The first combat use of the Copperhead shell occurred with target designation from a ground system by Leonardo. Recently, however, the Militarnyi outlet reported that a modification of the Ukrainian ACS-3 Raybird drone by Skyeton, capable of designating targets for laser-guided ammunition, had been successfully tested. The work adapting the drone for this task lasted two years and „thousands of hours.” The primary challenge was to properly stabilize the turret so that it continuously designates the target „dead center” from a relatively small flying vehicle.

The Ukrainians managed to achieve this and subsequently put the system into combat use. During a live firing exercise, when a target (a group of infantry in a building) was detected, it was illuminated from the drone, and an as-yet-unnamed laser-guided ammunition system effectively struck the target. The Ukrainians emphasize that combining laser guidance with a drone allows for precise target engagement without needing to involve ground soldiers in target designation.

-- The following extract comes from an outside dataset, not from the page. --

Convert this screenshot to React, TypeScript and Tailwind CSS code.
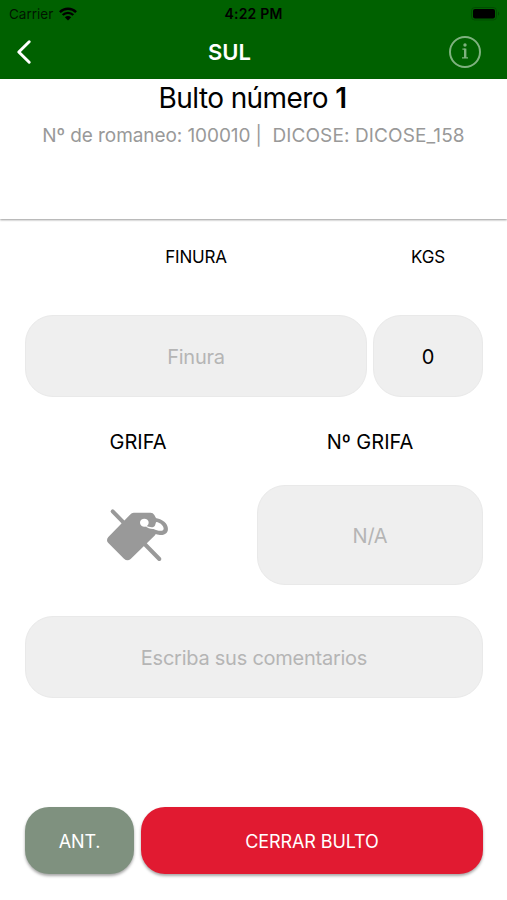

The drone can operate at an altitude of up to 2.4 km and at a distance of 5 km from the target, enabling it to function beyond the reach of direct fire from small arms.

Laser guidance (probably also using Copperhead ammunition here) enables a target to be destroyed with a single shell, whether it’s a fortification or a vehicle. This increases both the effectiveness and survivability of artillery and simplifies logistics, as such firing causes significantly less barrel wear.

If Ukraine manages to deploy drones and laser-guided ammunition on a larger scale, it could significantly strengthen its armed forces. Kyiv currently possesses guided bomb units that can use laser guidance systems, but considering the limitations of airpower, artillery ammunition appears to be more crucial. The Russians use similar systems too; since 2022, they have employed 152 mm Krasnopol artillery shells, some of which are designated by drones. One such shell was used to disable a Ukrainian Abrams tank in the first half of 2024, with the target designated from a drone.

It is also possible that in the future Ukraine will receive ground-launched GLDSB shells with guided bombs, but featuring an additional laser guidance module. As recently as the end of 2023, it turned out that systems with a range of 150 km did not perform well, probably due to radio-electronic interference with the GPS system (unlike SDBs dropped from MiG-29 and Su-27 aircraft, which the Ukrainians rate highly). However, if laser-guided GLSDB shells were introduced, the inertial navigation system would only need to bring the guided bombs to an area near the target, with final „point” guidance in the last phase of flight provided by the laser system.

Information from Ukraine on the use of laser-guided munitions and drone-based target designation also has a Polish context. In Poland, Mesko, in cooperation with CRW Telesystem-Mesko, has developed Precision Strike Ammunition (APR) —guided by a reflected laser beam—for 155 mm howitzers such as the Krab and K9. This ammunition is equipped with a national guidance system that complies with NATO standards and is compatible with the anti-tank guided missile, known as Pirat.

The APR 155 ammunition has repeatedly undergone field tests, demonstrating high firing accuracy (with deviations of less than 1 m from the target), which practically translates into the ability to directly hit an armored vehicle or a fortified position. CRW Telesystem-Mesko has also developed a laser designation system intended for this type of munitions.

The Polish laser designation system is compatible with the NATO standard STANAG 3733. This means it can be used to designate targets not only for Polish systems but also for NATO systems, including the aforementioned GLSDB. Conversely, Polish laser-guided ammunition can utilize target designation from allied systems.

The Polish industry also has the potential to develop unmanned systems capable of laser target designation for such ammunition. This could lead to the creation of a domestic family of target detection and engagement systems for artillery that remains entirely under national control. Moreover, laser-guided ammunition has export potential, as demonstrated by Ukraine’s experience. Such ammunition might also interest Kyiv, as it is one of the largest users of 155 mm howitzers (and the largest user of combat-utilized ammunition). Additionally, laser designation systems are often added to other munitions to enhance their resistance to interference and precision. Examples include the French Katana, the American Excalibur, and Laser JDAM bombs. Turkey is also developing its own family of laser-guided munitions, supplemented with 155 mm shells and anti-tank missiles.

Laser-guided ammunition remains one of the promising munitions systems, and Poland already has ready systems with potential for further development, in terms of both firing range and deployment platforms. However, to fully exploit this potential, it is necessary to secure serial orders for 155 mm ammunition, which will serve as a basis for further advancement.